Inspector General of Police of Bangladesh Police
- In office 15 December 2004 – 7 April 2005
- Preceded by: Shahudul Haque
- Succeeded by: Mohammad Hadis Uddin

Personal details
- Children: 2

= Ashraful Huda =

Bangladesh police officer

Ashraful Huda is a former officer of the Bangladesh Police who served as the inspector general of police during 2004–2005. Ashraful joined the Pakistani army as a commissioned officer in 1967 and served in the Bangladesh Army after independence.

==Career==
Ashraf served as the principal of the Bangladesh Police Academy from 1996 to 1997.

Ashraf took charge as the commissioner of the Dhaka Metropolitan Police (DMP) on 8 April 2003 after his retirement as deputy inspector general of police. He left the position of IGP when his contract expired on 7 April 2005.

===2004 Dhaka grenade attack case===
Ashraf was serving as the Dhaka Metropolitan Police commissioner at the time of the 2004 Dhaka grenade attack that killed 19 and injured over 200 others. He went abroad on the day of the attack. In July 2011, 30 people were added to the supplementary charge sheets of the grenade attack case, which included Ashraf's name. Ashraf had appealed to a Dhaka court to discharge him from the cases twice in August and November the same year, but they were rejected. In March 2012, Ashraf was charged and faced up to life-term imprisonment. He was granted bail the next month.

On 22 November 2024, the High Court concluded a hearing on the appeals and death references of the grenade attack cases. On 1 December 2024, Ashraful Huda, Tarique Rahman, Lutfozzaman Babar, and all other accused were acquitted by the court.

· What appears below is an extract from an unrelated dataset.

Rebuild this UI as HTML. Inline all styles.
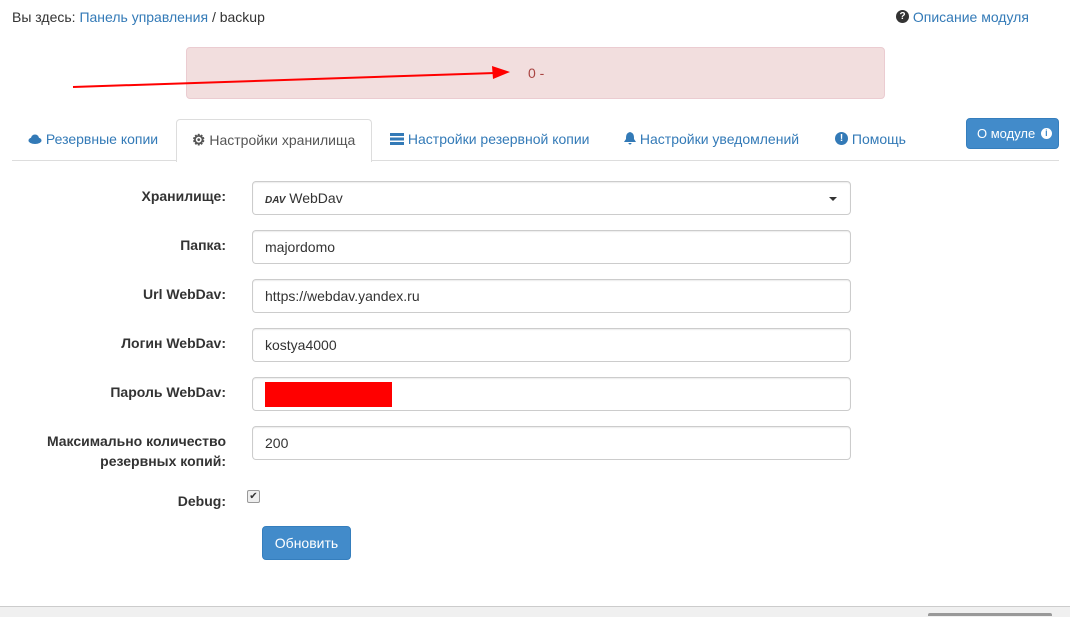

=== Police reform committee ===
BNP acting chairman Tarique Rahman formed a six-member committee to prepare the BNP's proposal to the interim government on the reformation of the police force. Ashraful Huda is a member of this committee, led by BNP Standing Committee member Hafiz Uddin Ahmed. On 14 November 2024, the committee submitted its proposals to the BNP chairperson's office.

==Personal life==
Ashraf is married to Hamida Khatun. His mother-in-law, Zubaydah Khatun, belonged to the Zamindar family of Gunahar. They have a son named Shamsul Huda Romel. He was jailed by the Chief Metropolitan Magistrate (CMM) Court in Dhaka in 2015 in connection with a Yaba pills case.